Excerpt from a dataset:
□ □ □ □ □ □ □

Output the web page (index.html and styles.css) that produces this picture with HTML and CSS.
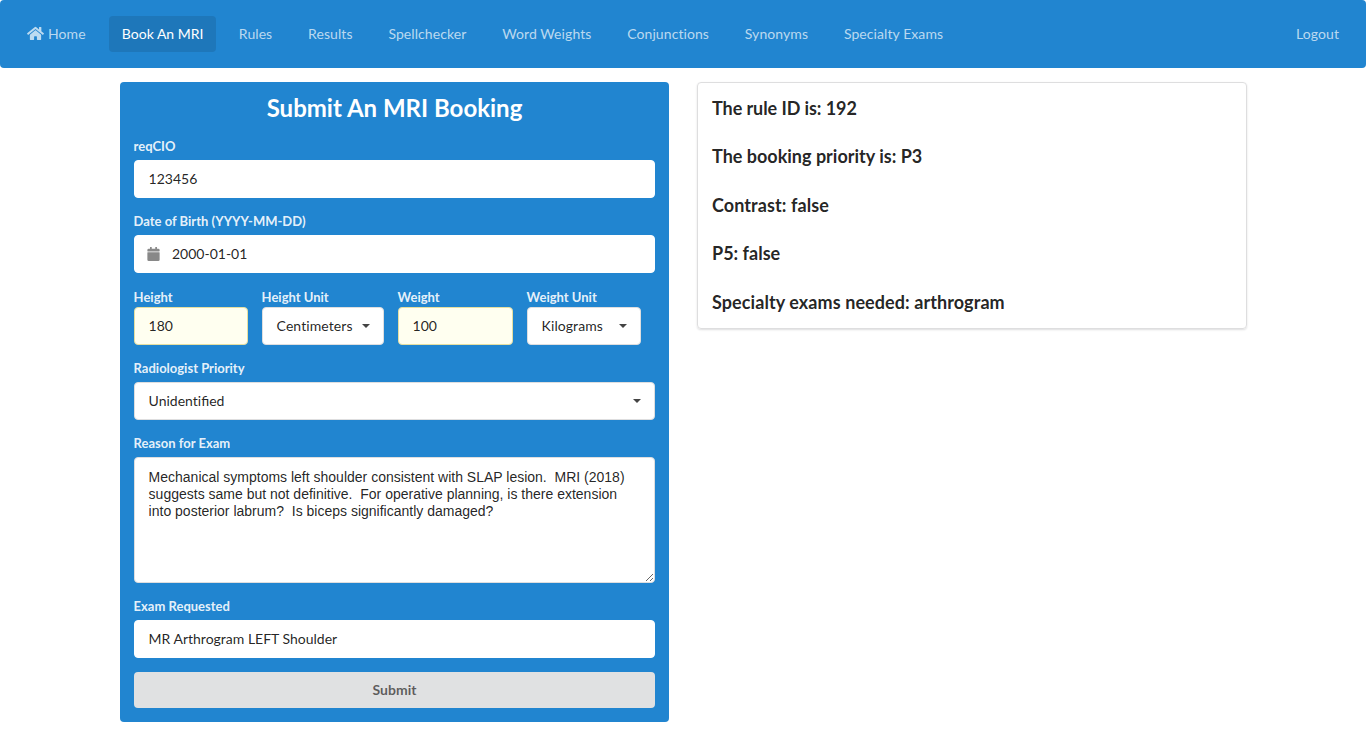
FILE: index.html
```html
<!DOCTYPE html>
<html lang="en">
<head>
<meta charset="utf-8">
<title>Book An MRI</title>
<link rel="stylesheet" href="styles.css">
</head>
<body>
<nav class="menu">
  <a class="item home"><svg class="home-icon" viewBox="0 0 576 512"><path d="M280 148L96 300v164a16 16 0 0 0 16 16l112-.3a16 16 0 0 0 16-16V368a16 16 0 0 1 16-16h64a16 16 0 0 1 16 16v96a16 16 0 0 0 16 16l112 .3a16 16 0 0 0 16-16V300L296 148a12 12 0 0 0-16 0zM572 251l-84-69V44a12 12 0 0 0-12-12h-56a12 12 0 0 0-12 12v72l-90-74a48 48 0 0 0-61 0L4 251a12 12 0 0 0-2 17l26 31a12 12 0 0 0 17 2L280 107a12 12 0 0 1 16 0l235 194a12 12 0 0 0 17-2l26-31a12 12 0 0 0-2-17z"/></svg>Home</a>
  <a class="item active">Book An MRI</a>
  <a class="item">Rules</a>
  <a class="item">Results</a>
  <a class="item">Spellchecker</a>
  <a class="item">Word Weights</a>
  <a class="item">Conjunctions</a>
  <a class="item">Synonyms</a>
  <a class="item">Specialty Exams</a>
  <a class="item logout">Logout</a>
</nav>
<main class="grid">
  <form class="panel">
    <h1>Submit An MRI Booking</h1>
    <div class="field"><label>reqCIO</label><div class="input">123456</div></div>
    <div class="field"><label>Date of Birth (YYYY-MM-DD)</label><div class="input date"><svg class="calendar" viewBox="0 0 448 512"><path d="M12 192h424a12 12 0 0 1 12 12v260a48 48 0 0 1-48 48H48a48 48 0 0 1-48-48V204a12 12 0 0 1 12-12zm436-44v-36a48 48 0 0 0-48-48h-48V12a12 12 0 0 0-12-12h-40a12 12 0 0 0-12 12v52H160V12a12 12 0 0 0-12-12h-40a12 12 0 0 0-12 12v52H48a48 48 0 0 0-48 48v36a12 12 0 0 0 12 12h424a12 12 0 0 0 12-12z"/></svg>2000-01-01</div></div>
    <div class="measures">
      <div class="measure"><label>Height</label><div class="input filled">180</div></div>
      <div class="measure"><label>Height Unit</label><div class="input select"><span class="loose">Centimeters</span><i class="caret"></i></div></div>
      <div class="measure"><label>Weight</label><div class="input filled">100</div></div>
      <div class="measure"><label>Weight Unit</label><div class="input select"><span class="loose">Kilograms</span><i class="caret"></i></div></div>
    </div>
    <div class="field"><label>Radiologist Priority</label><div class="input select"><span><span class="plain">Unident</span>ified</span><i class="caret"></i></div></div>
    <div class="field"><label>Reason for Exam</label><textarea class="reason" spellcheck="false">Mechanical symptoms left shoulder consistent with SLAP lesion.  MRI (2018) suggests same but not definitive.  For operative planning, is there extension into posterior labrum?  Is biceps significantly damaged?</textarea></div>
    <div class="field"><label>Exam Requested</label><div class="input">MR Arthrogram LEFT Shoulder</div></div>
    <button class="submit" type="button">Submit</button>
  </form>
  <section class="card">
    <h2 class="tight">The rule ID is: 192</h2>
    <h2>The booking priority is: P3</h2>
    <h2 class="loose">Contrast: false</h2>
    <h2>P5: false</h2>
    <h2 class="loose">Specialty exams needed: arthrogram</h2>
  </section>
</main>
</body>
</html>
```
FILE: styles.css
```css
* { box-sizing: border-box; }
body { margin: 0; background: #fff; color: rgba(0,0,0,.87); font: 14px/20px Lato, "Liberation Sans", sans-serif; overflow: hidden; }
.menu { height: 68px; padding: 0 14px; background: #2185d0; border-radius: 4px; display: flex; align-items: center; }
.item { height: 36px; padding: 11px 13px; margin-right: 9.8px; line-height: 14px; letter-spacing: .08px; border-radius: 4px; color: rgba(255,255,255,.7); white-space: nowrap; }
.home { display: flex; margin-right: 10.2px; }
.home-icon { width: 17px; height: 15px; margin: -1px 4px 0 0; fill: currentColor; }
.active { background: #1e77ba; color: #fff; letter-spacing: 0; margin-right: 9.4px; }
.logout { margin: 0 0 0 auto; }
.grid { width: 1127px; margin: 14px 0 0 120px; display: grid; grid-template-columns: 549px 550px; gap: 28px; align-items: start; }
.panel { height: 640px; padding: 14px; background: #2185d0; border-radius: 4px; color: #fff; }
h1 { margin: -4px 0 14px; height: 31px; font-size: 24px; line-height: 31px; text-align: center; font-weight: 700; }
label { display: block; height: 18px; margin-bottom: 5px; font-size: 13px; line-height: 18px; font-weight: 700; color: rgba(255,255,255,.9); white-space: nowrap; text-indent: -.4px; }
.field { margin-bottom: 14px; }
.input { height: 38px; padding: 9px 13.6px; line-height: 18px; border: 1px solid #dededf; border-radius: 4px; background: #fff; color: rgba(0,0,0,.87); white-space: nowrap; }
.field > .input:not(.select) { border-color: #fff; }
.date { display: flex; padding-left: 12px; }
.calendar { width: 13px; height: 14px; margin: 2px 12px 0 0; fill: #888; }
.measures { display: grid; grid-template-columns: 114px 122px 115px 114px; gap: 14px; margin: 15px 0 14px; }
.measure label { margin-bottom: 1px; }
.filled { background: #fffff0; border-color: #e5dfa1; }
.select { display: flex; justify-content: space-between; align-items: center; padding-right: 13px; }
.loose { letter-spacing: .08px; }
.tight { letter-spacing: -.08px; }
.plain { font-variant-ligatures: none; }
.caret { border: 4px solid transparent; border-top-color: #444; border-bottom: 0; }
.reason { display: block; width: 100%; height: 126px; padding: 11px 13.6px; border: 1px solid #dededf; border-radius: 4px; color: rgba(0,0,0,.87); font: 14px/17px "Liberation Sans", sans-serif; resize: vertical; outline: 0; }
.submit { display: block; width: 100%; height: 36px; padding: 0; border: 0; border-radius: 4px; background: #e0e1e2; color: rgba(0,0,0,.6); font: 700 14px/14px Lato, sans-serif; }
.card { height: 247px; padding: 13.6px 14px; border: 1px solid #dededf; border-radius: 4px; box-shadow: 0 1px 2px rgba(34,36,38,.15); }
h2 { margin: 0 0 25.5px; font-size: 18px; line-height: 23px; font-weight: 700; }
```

□ □ □ □ □ □ □

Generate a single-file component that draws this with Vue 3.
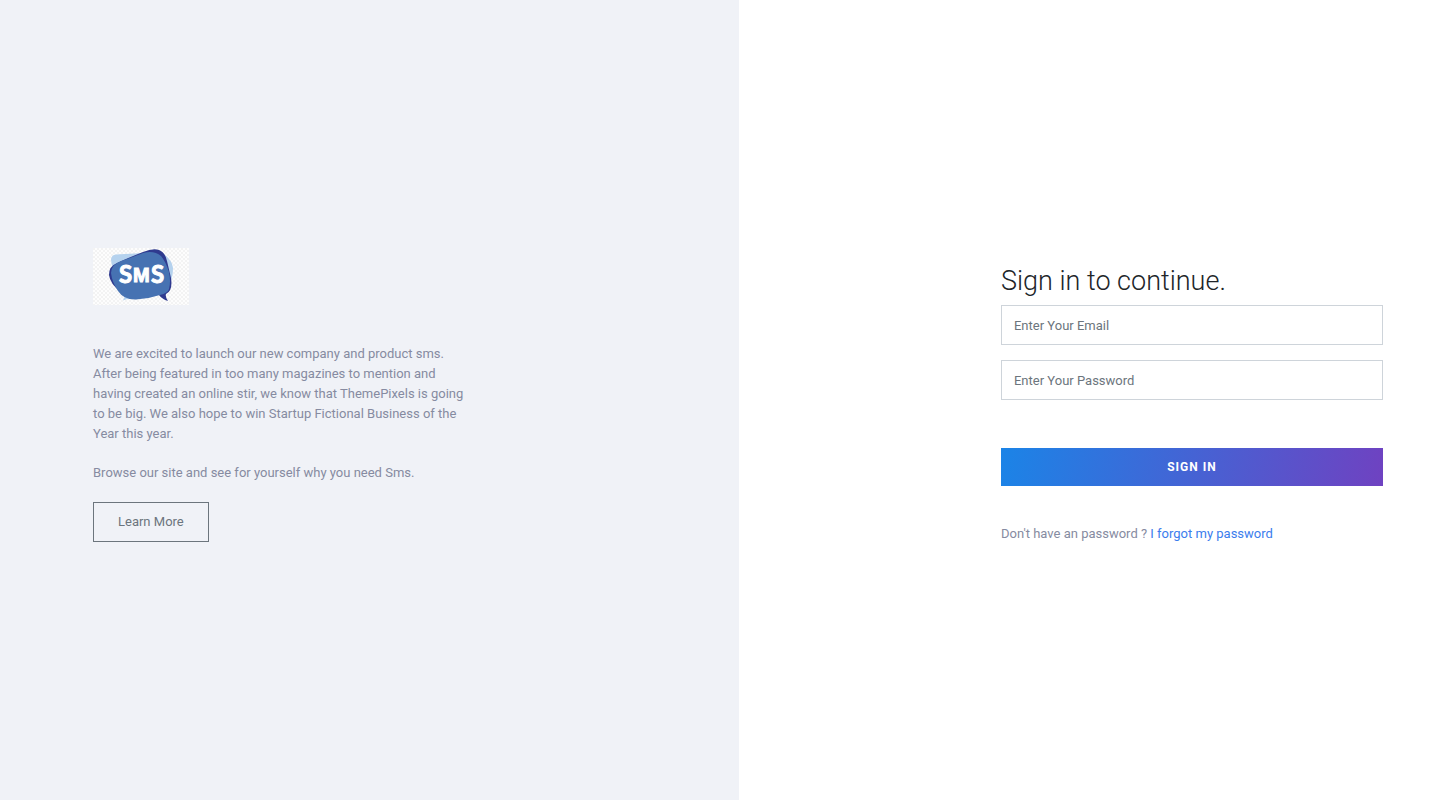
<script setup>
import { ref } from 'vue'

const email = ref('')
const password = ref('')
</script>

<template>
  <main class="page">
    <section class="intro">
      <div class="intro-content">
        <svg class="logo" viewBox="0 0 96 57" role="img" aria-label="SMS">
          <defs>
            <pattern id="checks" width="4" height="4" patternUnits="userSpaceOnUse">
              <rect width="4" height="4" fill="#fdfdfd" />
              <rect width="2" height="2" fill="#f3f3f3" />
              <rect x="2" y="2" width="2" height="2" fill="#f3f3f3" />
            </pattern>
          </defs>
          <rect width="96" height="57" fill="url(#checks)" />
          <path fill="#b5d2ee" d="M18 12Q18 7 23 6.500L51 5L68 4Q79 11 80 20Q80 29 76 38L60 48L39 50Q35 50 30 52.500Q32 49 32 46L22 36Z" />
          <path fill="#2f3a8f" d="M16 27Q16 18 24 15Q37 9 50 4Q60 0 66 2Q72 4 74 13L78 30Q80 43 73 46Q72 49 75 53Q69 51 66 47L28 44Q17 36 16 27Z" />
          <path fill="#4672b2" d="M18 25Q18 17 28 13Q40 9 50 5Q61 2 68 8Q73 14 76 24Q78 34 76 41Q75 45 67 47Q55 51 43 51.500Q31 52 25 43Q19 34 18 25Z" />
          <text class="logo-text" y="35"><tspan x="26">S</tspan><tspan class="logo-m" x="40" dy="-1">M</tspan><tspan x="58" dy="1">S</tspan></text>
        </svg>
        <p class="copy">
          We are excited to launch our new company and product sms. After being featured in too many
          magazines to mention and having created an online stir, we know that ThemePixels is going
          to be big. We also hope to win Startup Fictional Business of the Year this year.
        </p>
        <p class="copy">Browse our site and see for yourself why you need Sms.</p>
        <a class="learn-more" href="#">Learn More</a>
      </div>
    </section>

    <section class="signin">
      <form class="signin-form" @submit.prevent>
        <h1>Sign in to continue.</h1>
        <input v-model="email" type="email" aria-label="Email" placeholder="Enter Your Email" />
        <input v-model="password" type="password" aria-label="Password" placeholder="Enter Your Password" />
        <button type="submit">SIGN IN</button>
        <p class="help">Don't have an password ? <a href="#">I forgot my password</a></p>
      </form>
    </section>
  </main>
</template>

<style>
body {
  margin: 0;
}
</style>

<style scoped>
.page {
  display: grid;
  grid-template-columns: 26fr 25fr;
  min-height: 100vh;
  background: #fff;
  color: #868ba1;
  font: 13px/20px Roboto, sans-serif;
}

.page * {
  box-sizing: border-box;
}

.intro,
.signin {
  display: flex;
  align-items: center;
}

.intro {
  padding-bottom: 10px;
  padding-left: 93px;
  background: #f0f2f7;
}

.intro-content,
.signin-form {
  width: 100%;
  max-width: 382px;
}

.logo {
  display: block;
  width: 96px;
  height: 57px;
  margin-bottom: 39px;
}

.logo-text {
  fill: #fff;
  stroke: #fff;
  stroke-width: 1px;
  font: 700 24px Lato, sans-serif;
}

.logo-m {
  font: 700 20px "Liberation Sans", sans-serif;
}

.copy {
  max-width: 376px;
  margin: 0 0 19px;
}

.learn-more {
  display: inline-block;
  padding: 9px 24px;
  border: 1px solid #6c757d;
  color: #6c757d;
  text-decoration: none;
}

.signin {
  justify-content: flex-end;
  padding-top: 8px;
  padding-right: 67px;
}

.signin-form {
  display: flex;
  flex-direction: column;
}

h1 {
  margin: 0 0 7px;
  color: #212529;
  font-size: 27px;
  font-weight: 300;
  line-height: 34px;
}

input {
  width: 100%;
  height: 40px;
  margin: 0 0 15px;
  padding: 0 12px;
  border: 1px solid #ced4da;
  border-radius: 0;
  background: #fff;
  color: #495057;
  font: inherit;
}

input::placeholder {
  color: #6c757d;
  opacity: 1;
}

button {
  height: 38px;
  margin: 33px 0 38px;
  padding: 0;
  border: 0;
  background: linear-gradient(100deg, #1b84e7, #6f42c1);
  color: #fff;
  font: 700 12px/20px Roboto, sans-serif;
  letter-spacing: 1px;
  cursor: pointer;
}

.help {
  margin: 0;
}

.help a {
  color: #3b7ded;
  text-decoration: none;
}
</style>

□ □ □ □ □ □ □

REQUIREMENTS. Report how many lines of the records above contain the word "index", and give only that number.

SOLUTION. 2